— START DATA PROVIDED —

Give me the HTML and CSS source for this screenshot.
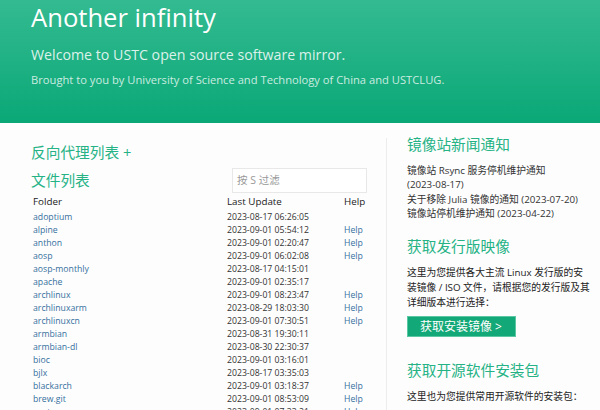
FILE: index.html
```html
<!DOCTYPE html>
<html lang="zh-CN">
<head>
  <meta charset="UTF-8" />
  <title>USTC Open Source Software Mirror</title>
  <link rel="stylesheet" href="styles.css">
</head>
<body>
  <header class="hero">
    <h1>Another infinity</h1>
    <p class="lead">Welcome to USTC open source software mirror.</p>
    <p class="sub">Brought to you by University of Science and Technology of China and USTCLUG.</p>
  </header>

  <div class="main">
    <div class="left">
      <h2 class="proxy">反向代理列表 +</h2>
      <div class="list-head">
        <h2>文件列表</h2>
        <input type="text" class="filter" placeholder="按 S 过滤" />
      </div>
      <table class="files">
        <colgroup>
          <col class="c-folder" />
          <col class="c-date" />
          <col class="c-help" />
        </colgroup>
        <thead>
          <tr><th>Folder</th><th>Last Update</th><th>Help</th></tr>
        </thead>
        <tbody>
          <tr><td><a href="#">adoptium</a></td><td>2023-08-17 06:26:05</td><td></td></tr>
          <tr><td><a href="#">alpine</a></td><td>2023-09-01 05:54:12</td><td><a href="#">Help</a></td></tr>
          <tr><td><a href="#">anthon</a></td><td>2023-09-01 02:20:47</td><td><a href="#">Help</a></td></tr>
          <tr><td><a href="#">aosp</a></td><td>2023-09-01 06:02:08</td><td><a href="#">Help</a></td></tr>
          <tr><td><a href="#">aosp-monthly</a></td><td>2023-08-17 04:15:01</td><td></td></tr>
          <tr><td><a href="#">apache</a></td><td>2023-09-01 02:35:17</td><td></td></tr>
          <tr><td><a href="#">archlinux</a></td><td>2023-09-01 08:23:47</td><td><a href="#">Help</a></td></tr>
          <tr><td><a href="#">archlinuxarm</a></td><td>2023-08-29 18:03:30</td><td><a href="#">Help</a></td></tr>
          <tr><td><a href="#">archlinuxcn</a></td><td>2023-09-01 07:30:51</td><td><a href="#">Help</a></td></tr>
          <tr><td><a href="#">armbian</a></td><td>2023-08-31 19:30:11</td><td></td></tr>
          <tr><td><a href="#">armbian-dl</a></td><td>2023-08-30 22:30:37</td><td></td></tr>
          <tr><td><a href="#">bioc</a></td><td>2023-09-01 03:16:01</td><td></td></tr>
          <tr><td><a href="#">bjlx</a></td><td>2023-08-17 03:35:03</td><td></td></tr>
          <tr><td><a href="#">blackarch</a></td><td>2023-09-01 03:18:37</td><td><a href="#">Help</a></td></tr>
          <tr><td><a href="#">brew.git</a></td><td>2023-09-01 08:53:09</td><td><a href="#">Help</a></td></tr>
          <tr><td><a href="#">centos</a></td><td>2023-09-01 07:33:21</td><td><a href="#">Help</a></td></tr>
        </tbody>
      </table>
    </div>

    <div class="right">
      <h2 class="news-title">镜像站新闻通知</h2>
      <ul class="news">
        <li><a href="#">镜像站 Rsync 服务停机维护通知</a> <span class="date">(2023-08-17)</span></li>
        <li><a href="#">关于移除 Julia 镜像的通知</a> <span class="date">(2023-07-20)</span></li>
        <li><a href="#">镜像站停机维护通知</a> <span class="date">(2023-04-22)</span></li>
      </ul>

      <h2 class="sec">获取发行版映像</h2>
      <p>这里为您提供各大主流 Linux 发行版的安装镜像 / ISO 文件，请根据您的发行版及其详细版本进行选择：</p>
      <a class="btn" href="#">获取安装镜像 &gt;</a>

      <h2 class="sec">获取开源软件安装包</h2>
      <p>这里也为您提供常用开源软件的安装包：</p>
      <a class="btn" href="#">获取软件安装包 &gt;</a>
    </div>
  </div>
</body>
</html>
```

FILE: styles.css
```css
body {
  margin: 0;
  font-family: "Open Sans", "Noto Sans CJK SC", sans-serif;
  background: #fdfdfd;
  color: #333;
  font-size: 10px;
}

a {
  color: #36709e;
  text-decoration: none;
}

.hero {
  background: linear-gradient(to bottom, #34ba91, #0aa876);
  color: white;
  height: 123px;
  padding: 0 31px;
  box-sizing: border-box;
  overflow: hidden;
}

.hero h1 {
  margin: 0;
  font-size: 25.6px;
  font-weight: 400;
  line-height: 36px;
}

.hero .lead {
  margin: 9px 0 0;
  font-size: 14.2px;
  line-height: 20px;
  color: rgba(255,255,255,0.85);
}

.hero .sub {
  margin: 7px 0 0;
  font-size: 11.2px;
  line-height: 16px;
  color: rgba(255,255,255,0.78);
}

.main {
  display: flex;
  padding-top: 15px;
  padding-left: 31px;
}

.left {
  width: 336px;
}

.right {
  margin-left: 19px;
  border-left: 1px solid #ececec;
  padding-left: 20px;
  width: 185px;
  min-height: 300px;
  font-size: 9.75px;
}

h2 {
  color: #25b386;
  font-weight: 400;
  font-size: 14.7px;
  margin: 0;
}

.proxy {
  line-height: 29px;
}

.list-head {
  display: flex;
  justify-content: space-between;
  align-items: center;
  height: 26px;
}

.list-head h2 {
  line-height: 26px;
}

.filter {
  width: 135px;
  height: 25px;
  box-sizing: border-box;
  border: 1px solid #e8e8e8;
  padding: 0 4px;
  font-family: inherit;
  font-size: 10.5px;
  color: #555;
  background: #fff;
  outline: none;
}

.filter::placeholder {
  color: #999;
}

.files {
  width: 336px;
  table-layout: fixed;
  border-collapse: collapse;
}

.files .c-folder { width: 194px; }
.files .c-date { width: 117px; }
.files .c-help { width: 25px; }

.files th {
  text-align: left;
  font-weight: 400;
  color: #222;
  font-size: 9.8px;
  line-height: 18px;
  padding: 0 0 0 2px;
}

.files td {
  font-size: 8.7px;
  line-height: 13px;
  padding: 0 0 0 2px;
  white-space: nowrap;
}

.right h2 {
  font-size: 14.7px;
  line-height: 16px;
}

.right .news-title {
  margin-top: -2px;
}

.news {
  list-style: none;
  margin: 12px 0 0;
  padding: 0;
  line-height: 14.3px;
}

.news a {
  color: #333;
}

.news .date {
  white-space: nowrap;
}

.right .sec {
  margin-top: 17px;
}

.right p {
  margin: 10.5px 0 0;
  line-height: 15px;
  color: #222;
}

.btn {
  display: block;
  width: fit-content;
  margin-top: 6.5px;
  background: #13a877;
  color: white;
  font-size: 12px;
  line-height: 19px;
  padding: 0 13px 0 12px;
  border: 1px solid #5cc7a2;
}

.btn + .sec {
  margin-top: 25px;
}
```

— END DATA PROVIDED —

◆ EXERCISE ◆
Reproduce the whole listing above word for word, but not its pictures.

◆ ANSWER FOR THE TASK ◆
Give me the HTML and CSS source for this screenshot.
FILE: index.html
```html
<!DOCTYPE html>
<html lang="zh-CN">
<head>
  <meta charset="UTF-8" />
  <title>USTC Open Source Software Mirror</title>
  <link rel="stylesheet" href="styles.css">
</head>
<body>
  <header class="hero">
    <h1>Another infinity</h1>
    <p class="lead">Welcome to USTC open source software mirror.</p>
    <p class="sub">Brought to you by University of Science and Technology of China and USTCLUG.</p>
  </header>

  <div class="main">
    <div class="left">
      <h2 class="proxy">反向代理列表 +</h2>
      <div class="list-head">
        <h2>文件列表</h2>
        <input type="text" class="filter" placeholder="按 S 过滤" />
      </div>
      <table class="files">
        <colgroup>
          <col class="c-folder" />
          <col class="c-date" />
          <col class="c-help" />
        </colgroup>
        <thead>
          <tr><th>Folder</th><th>Last Update</th><th>Help</th></tr>
        </thead>
        <tbody>
          <tr><td><a href="#">adoptium</a></td><td>2023-08-17 06:26:05</td><td></td></tr>
          <tr><td><a href="#">alpine</a></td><td>2023-09-01 05:54:12</td><td><a href="#">Help</a></td></tr>
          <tr><td><a href="#">anthon</a></td><td>2023-09-01 02:20:47</td><td><a href="#">Help</a></td></tr>
          <tr><td><a href="#">aosp</a></td><td>2023-09-01 06:02:08</td><td><a href="#">Help</a></td></tr>
          <tr><td><a href="#">aosp-monthly</a></td><td>2023-08-17 04:15:01</td><td></td></tr>
          <tr><td><a href="#">apache</a></td><td>2023-09-01 02:35:17</td><td></td></tr>
          <tr><td><a href="#">archlinux</a></td><td>2023-09-01 08:23:47</td><td><a href="#">Help</a></td></tr>
          <tr><td><a href="#">archlinuxarm</a></td><td>2023-08-29 18:03:30</td><td><a href="#">Help</a></td></tr>
          <tr><td><a href="#">archlinuxcn</a></td><td>2023-09-01 07:30:51</td><td><a href="#">Help</a></td></tr>
          <tr><td><a href="#">armbian</a></td><td>2023-08-31 19:30:11</td><td></td></tr>
          <tr><td><a href="#">armbian-dl</a></td><td>2023-08-30 22:30:37</td><td></td></tr>
          <tr><td><a href="#">bioc</a></td><td>2023-09-01 03:16:01</td><td></td></tr>
          <tr><td><a href="#">bjlx</a></td><td>2023-08-17 03:35:03</td><td></td></tr>
          <tr><td><a href="#">blackarch</a></td><td>2023-09-01 03:18:37</td><td><a href="#">Help</a></td></tr>
          <tr><td><a href="#">brew.git</a></td><td>2023-09-01 08:53:09</td><td><a href="#">Help</a></td></tr>
          <tr><td><a href="#">centos</a></td><td>2023-09-01 07:33:21</td><td><a href="#">Help</a></td></tr>
        </tbody>
      </table>
    </div>

    <div class="right">
      <h2 class="news-title">镜像站新闻通知</h2>
      <ul class="news">
        <li><a href="#">镜像站 Rsync 服务停机维护通知</a> <span class="date">(2023-08-17)</span></li>
        <li><a href="#">关于移除 Julia 镜像的通知</a> <span class="date">(2023-07-20)</span></li>
        <li><a href="#">镜像站停机维护通知</a> <span class="date">(2023-04-22)</span></li>
      </ul>

      <h2 class="sec">获取发行版映像</h2>
      <p>这里为您提供各大主流 Linux 发行版的安装镜像 / ISO 文件，请根据您的发行版及其详细版本进行选择：</p>
      <a class="btn" href="#">获取安装镜像 &gt;</a>

      <h2 class="sec">获取开源软件安装包</h2>
      <p>这里也为您提供常用开源软件的安装包：</p>
      <a class="btn" href="#">获取软件安装包 &gt;</a>
    </div>
  </div>
</body>
</html>
```

FILE: styles.css
```css
body {
  margin: 0;
  font-family: "Open Sans", "Noto Sans CJK SC", sans-serif;
  background: #fdfdfd;
  color: #333;
  font-size: 10px;
}

a {
  color: #36709e;
  text-decoration: none;
}

.hero {
  background: linear-gradient(to bottom, #34ba91, #0aa876);
  color: white;
  height: 123px;
  padding: 0 31px;
  box-sizing: border-box;
  overflow: hidden;
}

.hero h1 {
  margin: 0;
  font-size: 25.6px;
  font-weight: 400;
  line-height: 36px;
}

.hero .lead {
  margin: 9px 0 0;
  font-size: 14.2px;
  line-height: 20px;
  color: rgba(255,255,255,0.85);
}

.hero .sub {
  margin: 7px 0 0;
  font-size: 11.2px;
  line-height: 16px;
  color: rgba(255,255,255,0.78);
}

.main {
  display: flex;
  padding-top: 15px;
  padding-left: 31px;
}

.left {
  width: 336px;
}

.right {
  margin-left: 19px;
  border-left: 1px solid #ececec;
  padding-left: 20px;
  width: 185px;
  min-height: 300px;
  font-size: 9.75px;
}

h2 {
  color: #25b386;
  font-weight: 400;
  font-size: 14.7px;
  margin: 0;
}

.proxy {
  line-height: 29px;
}

.list-head {
  display: flex;
  justify-content: space-between;
  align-items: center;
  height: 26px;
}

.list-head h2 {
  line-height: 26px;
}

.filter {
  width: 135px;
  height: 25px;
  box-sizing: border-box;
  border: 1px solid #e8e8e8;
  padding: 0 4px;
  font-family: inherit;
  font-size: 10.5px;
  color: #555;
  background: #fff;
  outline: none;
}

.filter::placeholder {
  color: #999;
}

.files {
  width: 336px;
  table-layout: fixed;
  border-collapse: collapse;
}

.files .c-folder { width: 194px; }
.files .c-date { width: 117px; }
.files .c-help { width: 25px; }

.files th {
  text-align: left;
  font-weight: 400;
  color: #222;
  font-size: 9.8px;
  line-height: 18px;
  padding: 0 0 0 2px;
}

.files td {
  font-size: 8.7px;
  line-height: 13px;
  padding: 0 0 0 2px;
  white-space: nowrap;
}

.right h2 {
  font-size: 14.7px;
  line-height: 16px;
}

.right .news-title {
  margin-top: -2px;
}

.news {
  list-style: none;
  margin: 12px 0 0;
  padding: 0;
  line-height: 14.3px;
}

.news a {
  color: #333;
}

.news .date {
  white-space: nowrap;
}

.right .sec {
  margin-top: 17px;
}

.right p {
  margin: 10.5px 0 0;
  line-height: 15px;
  color: #222;
}

.btn {
  display: block;
  width: fit-content;
  margin-top: 6.5px;
  background: #13a877;
  color: white;
  font-size: 12px;
  line-height: 19px;
  padding: 0 13px 0 12px;
  border: 1px solid #5cc7a2;
}

.btn + .sec {
  margin-top: 25px;
}
```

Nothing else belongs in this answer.